Remove from heat and let cool 5 minutes.  Use the immersion blender to turn the chunks of squash and onion into creamy soup.  Add more water if it looks more like baby food than soup.

Voila!  Lots and lots of butternut squash soup.  It freezes well, though the visual appearance gets a little odd… looks stringy, almost.  Ignore it and eat it, as the texture and taste will be the same.

I usually get 16 cups of soup out of this recipe.

#26 Virtual Meeting: Back on Track(ing)

Posted in Weigh In | No Comments »
Not my feet, not my scale, not my weight

Not my feet, not my scale, not my weight

I knew the news wouldn’t be good today, and sure enough, it wasn’t: gained 2.2 lbs.  I’m pretty sure I didn’t eat that much Halloween candy; it must magically multiply in my thighs.

But the good news is, I do know what works, and that is tracking.  I haven’t done it consistently for about a year (?!? could it be that long?), and my weight has more or less drifted downward.  But now it’s drifting upwards.  I threw out all the clothes that don’t fit me, so that’s not a direction I want to go.

So thanks to DH Joel who hit me with the “Duh” stick.  Sometimes, it takes the obvious to get unstuck.  I’m back to tracking.

I realized I’m going to have to be a little less hard core when it comes to tracking.  When I was making good progress, I was doing something I called “flore”: eating mostly core foods (now filling foods on Weight Watchers) but counting points, using just my daily points and not eating any activity points or weekly points.

That worked great when I had 28 or 30 daily points, but now that I’m down to 22 daily points, it’s no wonder I found it too restrictive.  The solution is not to give it up altogether, but to do it the way it’s supposed to be: with room for life.  No program that is inflexible is something you can live with.

The Proverbial Wagon

Posted in frustration | 3 Comments »

When you don’t hear from a healthy lifestyle blogger for a while, it’s usually not a good sign.  I’ve fallen off the proverbial wagon, and I’m having trouble getting back up.

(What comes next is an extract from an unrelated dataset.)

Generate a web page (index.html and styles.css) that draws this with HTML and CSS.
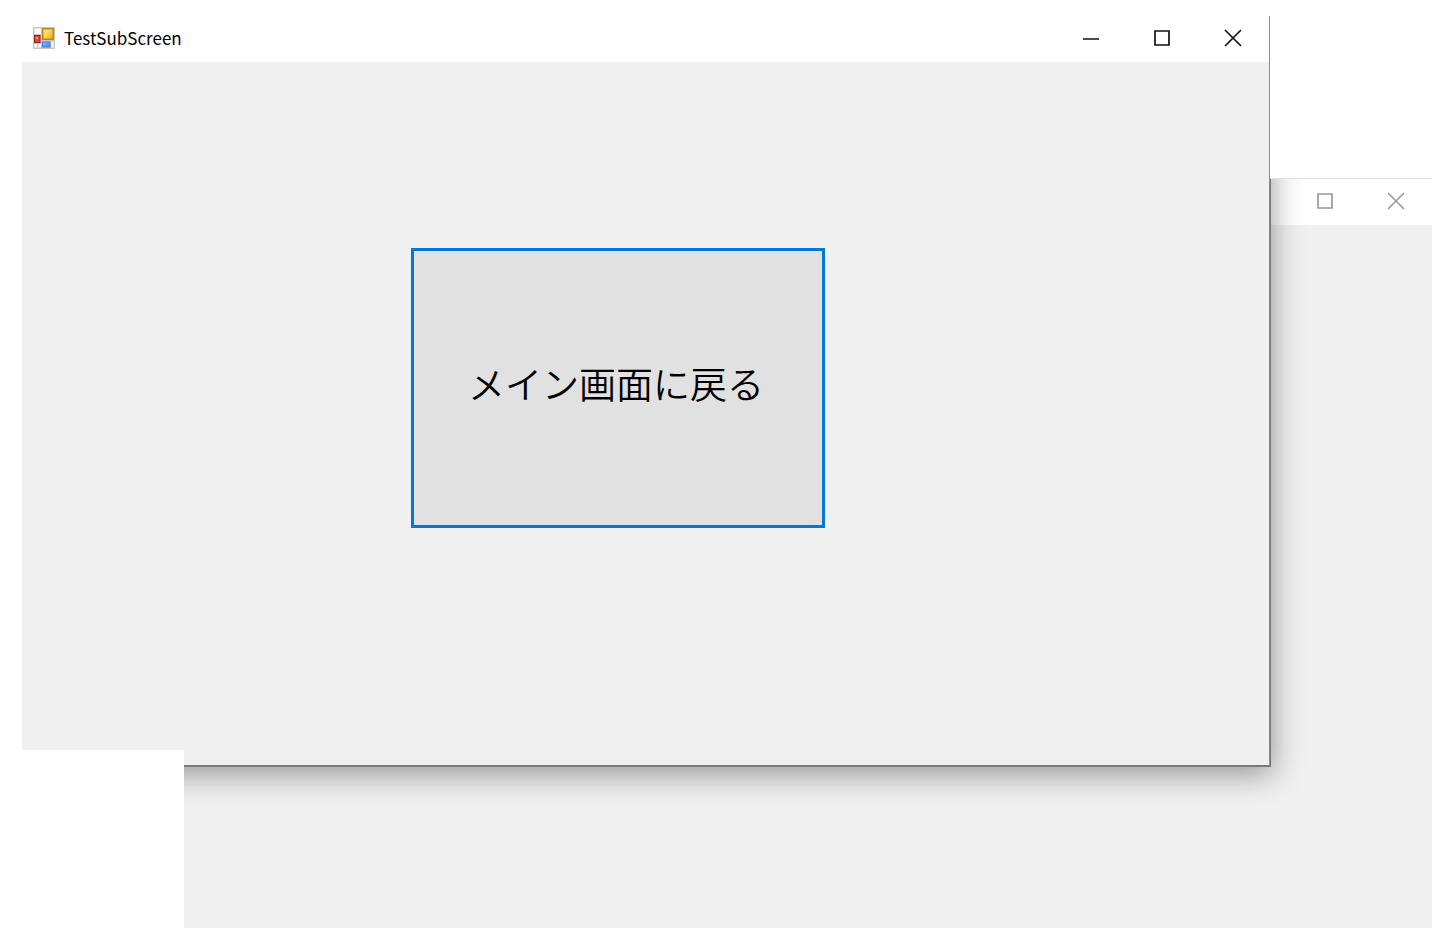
FILE: index.html
```html
<!DOCTYPE html>
<html lang="ja">
<head>
<meta charset="utf-8">
<title>TestSubScreen</title>
<link rel="stylesheet" href="styles.css">
</head>
<body>
<main class="desktop">
  <section class="window window-back" aria-label="Main">
    <header class="titlebar">
      <div class="controls">
        <button class="control" type="button" aria-label="Maximize"><svg width="18" height="18" viewBox="0 0 18 18"><path d="M2 2H16V16H2Z"/></svg></button>
        <button class="control" type="button" aria-label="Close"><svg width="18" height="18" viewBox="0 0 18 18"><path d="M1 1L17 17M17 1L1 17"/></svg></button>
      </div>
    </header>
    <div class="client"></div>
    <div class="cast-shadow"></div>
  </section>
  <section class="window window-front" aria-labelledby="title">
    <header class="titlebar">
      <svg class="app-icon" width="22" height="22" viewBox="0 0 22 22" aria-hidden="true">
        <defs>
          <linearGradient id="gold" x2="1" y2="1"><stop offset="0" stop-color="#fff0a0"/><stop offset="1" stop-color="#f0b400"/></linearGradient>
          <linearGradient id="blue" x2="1" y2="1"><stop offset="0" stop-color="#8ab8ff"/><stop offset="1" stop-color="#4a86e8"/></linearGradient>
        </defs>
        <path fill="#c6c6c8" d="M0 0H22V22H0Z"/>
        <path fill="#fff" d="M1.500 1.500H8V7H1.500ZM1.500 17H4V20.500H1.500ZM5.500 17H8V20.500H5.500ZM18.500 14.500H20.500V20.500H18.500Z"/>
        <path fill="#a81c12" d="M1 8H7.500V16H1Z"/>
        <path fill="#d94838" d="M2 9H6.500V15H2Z"/>
        <path fill="#f4a090" d="M3 10H5V12H3Z"/>
        <path fill="#bd8a08" d="M9 1H21V13H9Z"/>
        <path fill="url(#gold)" d="M10.500 2.500H19.500V11.500H10.500Z"/>
        <path fill="#4b7fd8" d="M9 14.500H17.500V20.500H9Z"/>
        <path fill="url(#blue)" d="M10 15.500H16.500V19.500H10Z"/>
      </svg>
      <h1 class="title" id="title">TestSubScreen</h1>
      <div class="controls">
        <button class="control" type="button" aria-label="Minimize"><svg width="18" height="18" viewBox="0 0 18 18"><path d="M1 10H17"/></svg></button>
        <button class="control" type="button" aria-label="Maximize"><svg width="18" height="18" viewBox="0 0 18 18"><path d="M2 2H16V16H2Z"/></svg></button>
        <button class="control" type="button" aria-label="Close"><svg width="18" height="18" viewBox="0 0 18 18"><path d="M1 1L17 17M17 1L1 17"/></svg></button>
      </div>
    </header>
    <div class="client">
      <button class="return-button" type="button">メイン画面に戻る</button>
    </div>
  </section>
</main>
</body>
</html>
```
FILE: styles.css
```css
* { box-sizing: border-box; }

body {
  margin: 0;
  background: #fff;
  color: #000;
  font-family: "Noto Sans", "Noto Sans CJK JP", sans-serif;
}

.desktop {
  position: relative;
  height: 100vh;
  min-height: 800px;
  overflow: hidden;
}

.window {
  position: absolute;
  display: flex;
  flex-direction: column;
  overflow: hidden;
  background: #fff;
}

.window-front {
  top: 16px;
  left: 22px;
  right: 184px;
  height: 751px;
  border-right: 1px solid #8c8c8c;
  border-bottom: 2px solid #7a7a7a;
  clip-path: polygon(0 0, 100% 0, 100% 100%, 162px 100%, 162px 734px, 0 734px);
}

.window-back {
  top: 178px;
  left: 184px;
  right: 22px;
  bottom: 0;
  border-top: 1px solid #e2e2e2;
}

/* The front window's shadow falls only on the window behind it. */
.cast-shadow {
  position: absolute;
  top: -163px;
  left: -180px;
  right: 162px;
  height: 751px;
  box-shadow: 1px 0 0 #777, 3px 8px 28px rgba(0, 0, 0, 0.36);
}

.titlebar {
  display: flex;
  align-items: center;
  flex: none;
  height: 46px;
  padding: 0 1px 3px 11px;
}

.app-icon { flex: none; }

.title {
  margin: 0 0 0 9px;
  font-family: "Noto Sans CJK JP", sans-serif;
  font-size: 17px;
  font-weight: 400;
  line-height: 24px;
}

.controls {
  display: flex;
  align-self: stretch;
  margin-left: auto;
}

.control {
  display: grid;
  place-items: center;
  width: 71px;
  padding: 0;
  border: 0;
  background: none;
}

.control svg {
  fill: none;
  stroke: #111;
  stroke-width: 1.7;
}

.window-back .control svg { stroke: #999; }

.client {
  flex: 1;
  padding: 186px 0 0 389px;
  background: #f0f0f0;
}

.return-button {
  width: 414px;
  height: 280px;
  padding: 0 4px 10px 0;
  border: 3px solid #0078d7;
  background: #e1e1e1;
  color: #000;
  font-family: "Noto Sans CJK JP", sans-serif;
  font-size: 37px;
  font-weight: 350;
  line-height: 48px;
}
```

I’ve been falling for a while… not tracking points for months and months.  I don’t track when I don’t want to know what I’m eating.  I was kinda making sure things stayed ok… in essence, I was doing Core (or Filling Foods, the newfangled term from Weight Watchers).  When you do Core, you limit your foods to certain foods and then only track the non-core foods.

I was still doing ok, though, drifting slowly down.  But then, they changed the schedule of classes at my local Y.  I had been going three times a week, twice a week to a boot camp class after work and once a week to kickboxing in addition to daily walks.  But the boot camp class moved from 5 pm to 5:30, which meant instead of going directly from work to the class, I would have to drive an additional 15 minutes home to get the kids from after school care and drive back to the Y since their after school care ends at 6:30.

Needless to say, any exercise plan that requires that much extra work (and driving in rush hour traffic) won’t work for long.  Instead of doing a class, I was trying to do some running* and then some hand weights/balance ball exercises.

Then daylight savings time ended, and with it that plan.

As darkness fell on my exercise regime, some people in my house actually went door to door and took the best kind of candy from our neighbors and stored it in big bags in our house.  Then, those people (ok, I should probably call them my children) would ask for it every night, and would very generously let me eat the Milky Ways and peanut butter cups because they were happier eating skittles and other kinds of candy that would definitely have been second or third tier back in MY day.

The good candy is now disposed of (note the crafty use of passive voice here!  Nothing here says that I disposed of it by eating it), but now I’m up a few pounds, without any kind of eating discipline and exercising irregularly.

Normally, a Weight Watchers meeting is a good way for me to get back on track, but last weekend our family celebrated a Bat Mitzvah.  For those who don’t know what a Bat Mitzvah is, it is when a girl turns 13, reads from the Torah (holy scrolls), and then has a big party and gets lots of money.

We skipped the big party, but not the delicious luncheon.  Did you know that restaurants make sandwiches with real crusty freshly-made bread (NOT sandwich thins), chicken, grilled onions (yes, with real olive oil, not Pam) AND with big slabs of brie (no laughing cow)?

It’s true.  Not only did this abomination to Weight Watchers exist, but I ate it.  Not half, the whole thing.   I also ate the chocolate cake with hazelnut whipped cream that came after it.  I would give myself credit for asking for the salad instead of the fries with that sandwich, but that meant I just ate my kids’ instead.

So I’m looking for my resolve.  Have you seen it running around your neighborhood?  Should I put up posters?  Offer a reward?

How do you get back on track?

*For the purposes of this blog, we will call the running-like motion without any appreciable speed running or jogging.  This is to humor the blogger, and by no means is an accurate representation of the activity described.